Where the blame rests – the brain or the back – is something we will debate this week, but the result requires no debate. It was absolutely his worst performance since 2012 and the game was over by the 2nd interception and 3rd giveaway. I think you can blame both, as his rust was obvious, but his throws did not look right on several occasions as he airmailed receivers or just threw balloon balls at times that had no zip. His mechanics looked poor and he also took some pretty big hits as he was mauled for 3 sacks.
For now, let’s assume it was a poorly timed bad performance and assume that it can only get better with more reps (for the sake of this column, I will avoid ranting about the way this was all handled in August in Oxnard).
Beyond Romo, let’s look at a few other elements that might actually have us optimistic moving forward. For instance, the run game was not out-matched and 5.5 yards a carry and 127 yards overall must be given a passing grade. They looked physical and useful and despite the frustrating decision to try to pass it into the end zone on 2nd and 1 from the 2 which resulted in the Justin Smith sack, the reviews of the line were passable. This all, despite Tyron Smith looking as poor as he has in his 49 games as the Cowboys best linemen. Yes, the competition level in San Francisco puts him up against very talented defenders, but he also picked a bad time to look pedestrian. Ahmad Brooks and Justin Smith both had moments against Tyron that were are not accustomed to seeing.
The defense also looked interesting. In particular, Jeremy Mincey, Henry Melton, and Rolando McClain had flashes of a bruising style that we haven’t seen in preseason much. As the rebuild of this defense continues, we must take positives where we can find them in 2014, and those 3 all looked quite reasonable for me – but I do want to examine more as the week goes on.

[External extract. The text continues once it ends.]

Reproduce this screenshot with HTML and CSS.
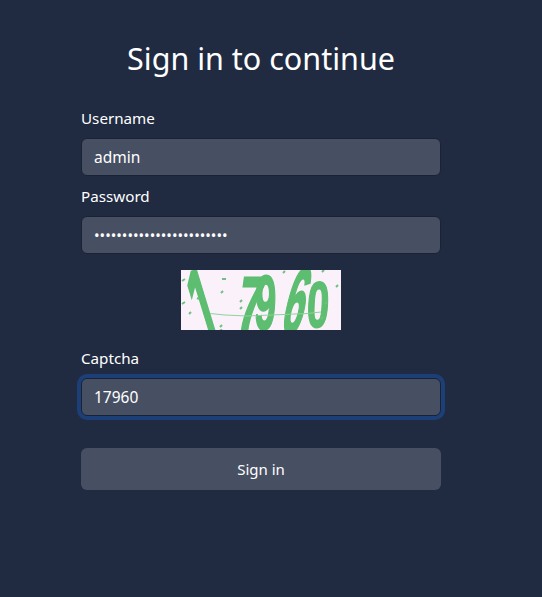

The tempered enthusiasm on the defense would be based on not taking the ball away at all, and the Cowboys have now lost 17 games in a row when they generate 0 takeaways. Of course, nobody is pointing at that because the team was -4 in the turnover differential, and no team won a game when they were -4 in the entire NFL in 2013 (1-19) except when the Lions did it to the Cowboys last October 27th.
The 49ers are one of the tougher tests on the schedule and were the favorites yesterday. They likely will go down as simply a better team than the Cowboys are prepared to handle right now. But, Dallas made it entirely too easy, and the oddity of the QB being the biggest reason is rather indisputable.
Now, road tests at Tennessee and St Louis await, before another heavyweight comes to Arlington at the end of the month. The biggest question then is whether the stadium in Arlington will be more covered with Saints fans in every section than the amount of 49ers fans who over-ran the building yesterday. I am not sure whether they out-numbered the Broncos fans from last season in Jerry’s house, but in either case you can not call that a home field advantage anymore.
It appears the locals are tiring of the mediocrity and are fine with cashing in their tickets when the price is right to traveling fans of the opponents. That is their right for sure, but it is one more layer of depressing news for those that want to see this team back amongst the league powers.
Right now, that seems a reality that is a million miles away.